What the heque is going on with the memory overhead of std::deque?

I am working on an external sorting algorithm that uses std::queue and must carefully constrain its memory usage. I have noticed that during the merge phase (which uses several std::queues of fixed length), my memory usage increases to about 2.5X what I expected. Since std::queue by default uses std::deque as its underlying container, I ran some tests on std::deque to determine its memory overhead. Here are the results, running on VC++ 9, in release mode, with a 64-bit process:

When adding 100,000,000 chars to a std::deque, the memory usage grows to 252,216K. Note that 100M chars (1 byte) should occupy 97,656K, so this is an overhead of 154,560K.

I repeated the test with doubles (8 bytes) and saw memory grow to 1,976,676K, while 100M doubles should occupy 781,250K, for an overhead of 1,195,426K!!

Now I understand that std::deque is normally implemented as a linked list of "chunks." If this is true, then why is the overhead proportional to the element size (because of course the pointer size should be fixed at 8 bytes)? And why is it so danged huge?

Can anybody shed some light on why std::deque uses so much danged memory? I'm thinking I should switch my std::queue underlying containers to std::vector as there is no overhead (given that the appropriate size is reserveed). I'm thinking the benefits of std::deque are largely negated by the fact that it has such a huge overhead (resulting in cache misses, page faults, etc.), and that the cost of copying std::vector elements may be less, given that the overall memory usage is so much lower. Is this just a bad implementation of std::deque by Microsoft?


Solution 1:

Look at the code for _DEQUESIZ (number of elements per block):

#define _DEQUESIZ   (sizeof (_Ty) <= 1 ? 16 \
    : sizeof (_Ty) <= 2 ? 8 \
    : sizeof (_Ty) <= 4 ? 4 \
    : sizeof (_Ty) <= 8 ? 2 : 1)    /* elements per block (a power of 2) */

It gets smaller if the element is larger. Only for elements larger than 8 bytes will you get the expected behavior (percentual decrease of overhead with increase of element size).

Solution 2:

Is it possible that you are running Debug binaries? 252MB for 100M chars does seem like a lot...

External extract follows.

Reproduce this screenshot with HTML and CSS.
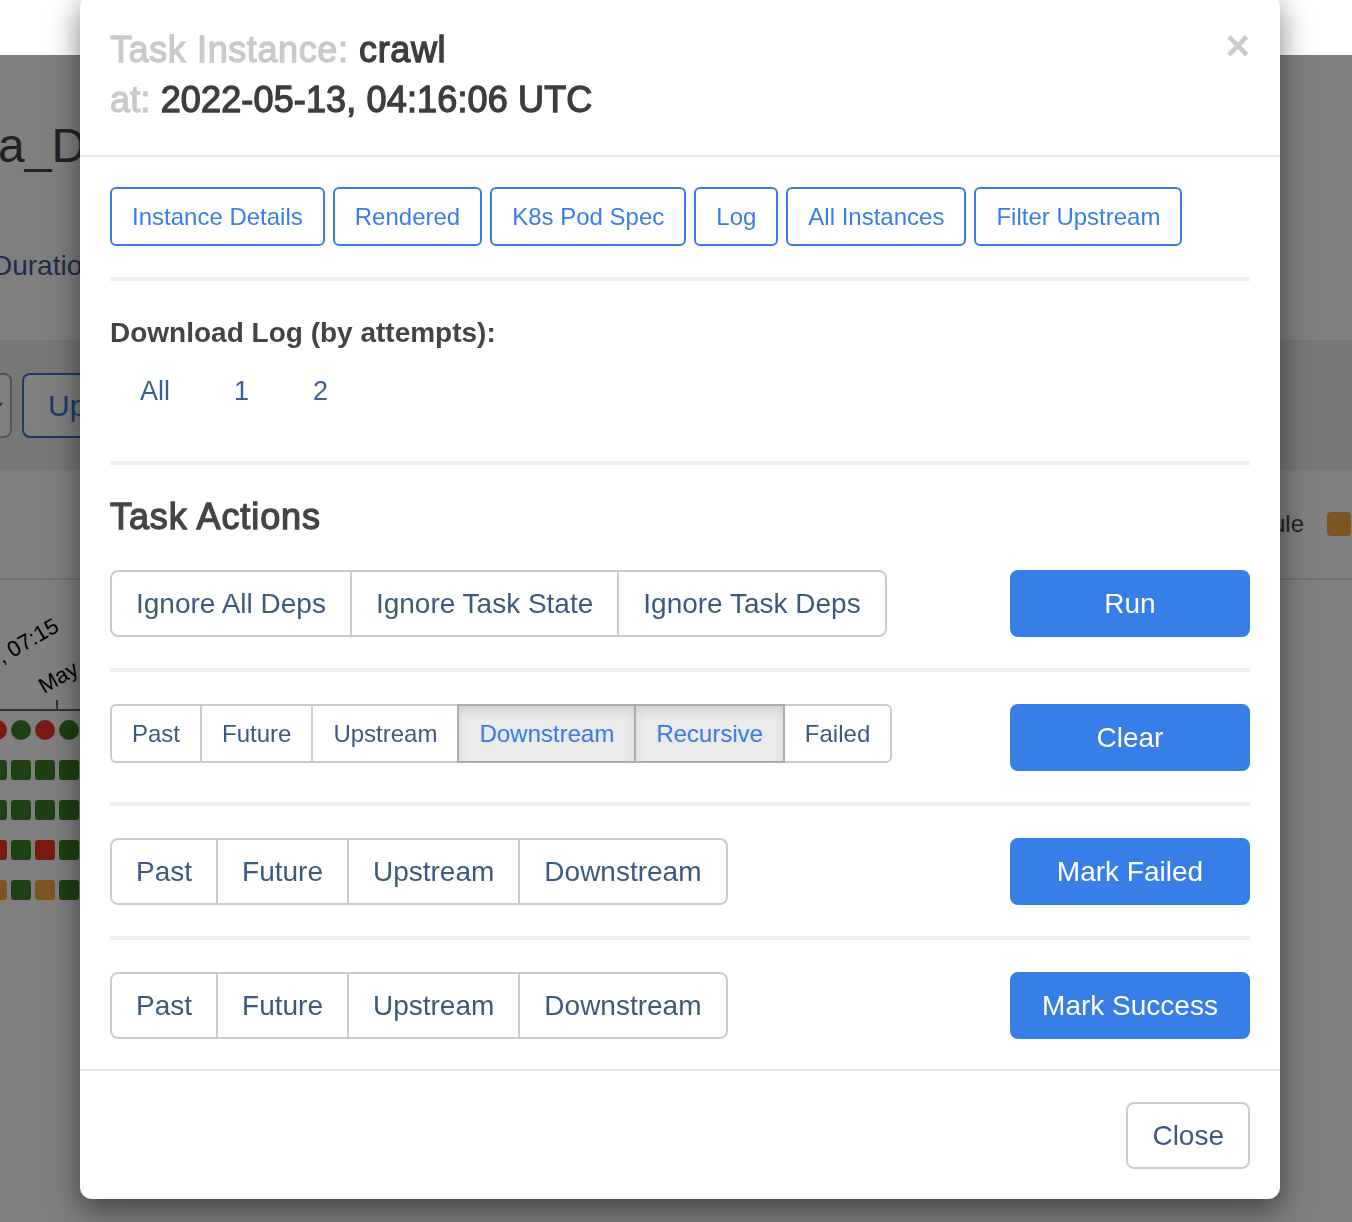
FILE: index.html
```html
<!DOCTYPE html>
<html lang="en">
<head>
    <meta charset="UTF-8">
    <meta name="viewport" content="width=device-width, initial-scale=1">
    <title>Task Instance: crawl</title>
    <link rel="stylesheet" href="styles.css">
</head>
<body>
    <div class="navbar"></div>

    <!-- page behind the modal -->
    <div class="page">
        <div class="page-header">
            <h2 class="dag-title">a_DAG</h2>
            <div class="nav-tab">Duration</div>
        </div>
        <div class="toolbar">
            <div class="select">
                <svg width="16" height="10" viewBox="0 0 16 10"><path d="M2 2l6 6 6-6" fill="none" stroke="#666" stroke-width="2"/></svg>
            </div>
            <button class="btn-up">Update</button>
        </div>
        <div class="legend">
            <span>up_for_reschedule</span>
            <i class="swatch"></i>
        </div>
        <svg class="chart" width="1352" height="642">
            <text x="2" y="84" transform="rotate(-30 2 84)">, 07:15</text>
            <text x="44" y="114" transform="rotate(-30 44 114)">May 13</text>
            <line x1="0" y1="130" x2="200" y2="130" stroke="#666" stroke-width="2"/>
            <line x1="57" y1="120" x2="57" y2="130" stroke="#666" stroke-width="2"/>
            <circle cx="-3" cy="150" r="10" class="failed"/>
            <circle cx="21" cy="150" r="10" class="success"/>
            <circle cx="45" cy="150" r="10" class="failed"/>
            <circle cx="69" cy="150" r="10" class="success"/>
            <rect x="-13" y="180" width="20" height="20" rx="3" class="success"/>
            <rect x="11" y="180" width="20" height="20" rx="3" class="success"/>
            <rect x="35" y="180" width="20" height="20" rx="3" class="success"/>
            <rect x="59" y="180" width="20" height="20" rx="3" class="success"/>
            <rect x="-13" y="220" width="20" height="20" rx="3" class="success"/>
            <rect x="11" y="220" width="20" height="20" rx="3" class="success"/>
            <rect x="35" y="220" width="20" height="20" rx="3" class="success"/>
            <rect x="59" y="220" width="20" height="20" rx="3" class="success"/>
            <rect x="-13" y="260" width="20" height="20" rx="3" class="failed"/>
            <rect x="11" y="260" width="20" height="20" rx="3" class="success"/>
            <rect x="35" y="260" width="20" height="20" rx="3" class="failed"/>
            <rect x="59" y="260" width="20" height="20" rx="3" class="success"/>
            <rect x="-13" y="300" width="20" height="20" rx="3" class="retry"/>
            <rect x="11" y="300" width="20" height="20" rx="3" class="success"/>
            <rect x="35" y="300" width="20" height="20" rx="3" class="retry"/>
            <rect x="59" y="300" width="20" height="20" rx="3" class="success"/>
        </svg>
    </div>

    <div class="backdrop"></div>

    <!-- task instance modal -->
    <div class="modal">
        <div class="modal-header">
            <button class="close">&times;</button>
            <h4 class="modal-title">
                <span class="title-line"><span class="muted">Task Instance:</span> crawl</span>
                <span class="date-line"><span class="muted">at:</span> 2022-05-13, 04:16:06 UTC</span>
            </h4>
        </div>
        <div class="modal-body">
            <div class="links">
                <a class="btn btn-outline">Instance Details</a>
                <a class="btn btn-outline">Rendered</a>
                <a class="btn btn-outline">K8s Pod Spec</a>
                <a class="btn btn-outline">Log</a>
                <a class="btn btn-outline">All Instances</a>
                <a class="btn btn-outline">Filter Upstream</a>
            </div>
            <hr>
            <strong class="label">Download Log (by attempts):</strong>
            <ul class="pills">
                <li><a>All</a></li>
                <li><a>1</a></li>
                <li><a>2</a></li>
            </ul>
            <hr>
            <h4 class="section-title">Task Actions</h4>

            <div class="action-row">
                <div class="btn-group btn-group-lg">
                    <button class="btn">Ignore All Deps</button>
                    <button class="btn">Ignore Task State</button>
                    <button class="btn">Ignore Task Deps</button>
                </div>
                <button class="btn btn-primary">Run</button>
            </div>
            <hr>
            <div class="action-row">
                <div class="btn-group">
                    <button class="btn">Past</button>
                    <button class="btn">Future</button>
                    <button class="btn">Upstream</button>
                    <button class="btn active">Downstream</button>
                    <button class="btn active">Recursive</button>
                    <button class="btn">Failed</button>
                </div>
                <button class="btn btn-primary">Clear</button>
            </div>
            <hr>
            <div class="action-row">
                <div class="btn-group btn-group-lg">
                    <button class="btn">Past</button>
                    <button class="btn">Future</button>
                    <button class="btn">Upstream</button>
                    <button class="btn">Downstream</button>
                </div>
                <button class="btn btn-primary">Mark Failed</button>
            </div>
            <hr>
            <div class="action-row">
                <div class="btn-group btn-group-lg">
                    <button class="btn">Past</button>
                    <button class="btn">Future</button>
                    <button class="btn">Upstream</button>
                    <button class="btn">Downstream</button>
                </div>
                <button class="btn btn-primary">Mark Success</button>
            </div>
        </div>
        <div class="modal-footer">
            <button class="btn btn-lg">Close</button>
        </div>
    </div>
</body>
</html>
```

FILE: styles.css
```css
body {
    font-family: "Liberation Sans", Arial, sans-serif;
    font-size: 28px;
    color: #444;
    margin: 0;
    padding: 0;
    width: 1352px;
    height: 1222px;
    overflow: hidden;
    background: #fff;
}

/* ---------- page behind ---------- */

.navbar {
    position: fixed;
    top: 0;
    left: 0;
    right: 0;
    height: 55px;
    background: #fff;
    z-index: 20;
}

.page {
    padding-top: 55px;
}

.page-header {
    height: 285px;
    padding-top: 63px;
    box-sizing: border-box;
}

.dag-title {
    margin: 0 0 0 -2px;
    font-size: 48px;
    font-weight: normal;
    line-height: 56px;
    color: #444;
}

.nav-tab {
    margin: 72px 0 0 -8px;
    line-height: 40px;
    color: #3c6090;
}

.toolbar {
    display: flex;
    height: 130px;
    padding-top: 33px;
    box-sizing: border-box;
    background: #eee;
}

.select {
    width: 100px;
    height: 65px;
    margin-left: -88px;
    padding-right: 6px;
    box-sizing: border-box;
    display: flex;
    align-items: center;
    justify-content: flex-end;
    background: #fff;
    border: 2px solid #aaa;
    border-radius: 8px;
}

.btn-up {
    height: 65px;
    margin-left: 10px;
    padding: 0 24px;
    font-family: inherit;
    font-size: 30px;
    color: #3a74d4;
    background: #fff;
    border: 2px solid #3a74d4;
    border-radius: 8px;
}

.legend {
    display: flex;
    justify-content: flex-end;
    align-items: center;
    height: 108px;
    padding-right: 1px;
    border-bottom: 2px solid #e2e2e2;
    font-size: 24px;
    color: #444;
}

.swatch {
    width: 24px;
    height: 24px;
    margin-left: 23px;
    border-radius: 4px;
    background: #faaa46;
}

.chart {
    display: block;
    overflow: visible;
}

.chart text {
    font-family: "Liberation Sans", Arial, sans-serif;
    font-size: 22px;
    fill: #000;
}

.success { fill: #3e8028; }
.failed { fill: #f0362a; }
.retry { fill: #faaa46; }

.backdrop {
    position: fixed;
    top: 0;
    left: 0;
    right: 0;
    bottom: 0;
    background: rgba(0, 0, 0, 0.5);
    z-index: 10;
}

/* ---------- modal ---------- */

.modal {
    position: absolute;
    top: -5px;
    left: 80px;
    width: 1200px;
    background: #fff;
    border-radius: 12px;
    box-shadow: 0 10px 30px rgba(0, 0, 0, 0.5);
    z-index: 30;
}

.modal-header {
    padding: 30px;
    border-bottom: 2px solid #e5e5e5;
}

.modal-title {
    margin: 0;
    font-size: 36px;
    font-weight: normal;
    line-height: 50px;
    color: #3d3d3d;
    -webkit-text-stroke-width: 1.3px;
}

.title-line,
.date-line {
    display: block;
}

.title-line {
    letter-spacing: 0.6px;
}

.date-line {
    letter-spacing: 0.15px;
}

.muted {
    color: #cacaca;
}

.close {
    float: right;
    padding: 0;
    border: 0;
    background: none;
    font-family: inherit;
    font-size: 42px;
    font-weight: bold;
    line-height: 1;
    color: #000;
    opacity: 0.2;
}

.modal-body {
    padding: 30px;
}

.modal-footer {
    padding: 31px 30px 30px;
    border-top: 2px solid #e5e5e5;
    text-align: right;
}

hr {
    height: 4px;
    margin: 31px 0 32px;
    border: 0;
    background: #eee;
}

.label {
    display: block;
    font-weight: bold;
    line-height: 40px;
    color: #444;
}

.pills {
    display: flex;
    gap: 4px;
    list-style: none;
    margin: 0;
    padding: 0;
}

.pills a {
    display: block;
    padding: 20px 30px;
    font-size: 27px;
    line-height: 37px;
    color: #3b6190;
}

.section-title {
    margin: 0 0 33px;
    font-size: 36px;
    font-weight: normal;
    line-height: 40px;
    letter-spacing: 0.9px;
    color: #444;
    -webkit-text-stroke-width: 1.3px;
}

/* ---------- buttons ---------- */

.btn {
    display: inline-block;
    padding: 12px 20px;
    font-family: inherit;
    font-size: 24px;
    line-height: 31px;
    color: #3c5a80;
    background: #fff;
    border: 2px solid #ccc;
    border-radius: 6px;
    white-space: nowrap;
}

.btn-lg,
.btn-group-lg .btn {
    padding: 16px 24px;
    font-size: 28px;
    border-radius: 8px;
}

.links {
    display: flex;
    gap: 8px;
}

.btn-outline {
    color: #3a7de4;
    border-color: #3a7de4;
}

.action-row {
    display: flex;
    justify-content: space-between;
    align-items: flex-start;
}

.btn-group {
    display: flex;
}

.btn-group .btn + .btn {
    margin-left: -2px;
}

.btn-group .btn:not(:first-child) {
    border-top-left-radius: 0;
    border-bottom-left-radius: 0;
}

.btn-group .btn:not(:last-child) {
    border-top-right-radius: 0;
    border-bottom-right-radius: 0;
}

.btn.active {
    position: relative;
    color: #3a7de4;
    background: #ebebeb;
    border-color: #adadad;
    box-shadow: inset 0 6px 10px rgba(0, 0, 0, 0.1);
}

.btn-primary {
    width: 240px;
    padding: 16px 0;
    font-size: 28px;
    color: #fff;
    background: #377ee6;
    border-color: #377ee6;
    border-radius: 8px;
}
```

You can check attribution of this using umdh to snapshot before and after and then compare the two - might shed some light on why it's larger than you expected.

EDIT: FYI - When I run this outside the debugger on VS2010 I get 181MB with chars.

deque<char> mydequeue;
for (size_t i = 0; i < 100 * 1024 * 1024; ++i)
{
  mydequeue.push_back(char(i));
}

EDIT: Supporting the other answer from @Dialecticus, this gives me the same footprint as double:

struct twoInt64s
{
public:
    twoInt64s(__int64 _a, __int64 _b) : a(_a), b(_b) {}

    __int64 a;
    __int64 b;
};

EDIT: With _DEQUESIZ modified as shown (128 chars per block), 100M chars now takes 113M of memory.

My conclusion is that the remaining overhead you saw is due to management structures for the deque blocks, which have 16 chars of data, plus control info for deque plus more control info for heap manager.

#define _DEQUESIZ   (sizeof (value_type) <= 1 ? 128 \
    : sizeof (value_type) <= 2 ? 8 \
    : sizeof (value_type) <= 4 ? 4 \
    : sizeof (value_type) <= 8 ? 2 \
    : 1)    /* elements per block (a power of 2) */

Moral - if you really want to optimize this for your special purpose, be prepared to play with <deque>. Its behaviour depends critically on the size of your elements, and beyond that on the expected usage pattern.

EDIT: Depending on your knowledge of queue sizes, you might be able to drop in boost::circular_buffer as a replacement for the std::queue container. I bet this would perform more like you want (and expected).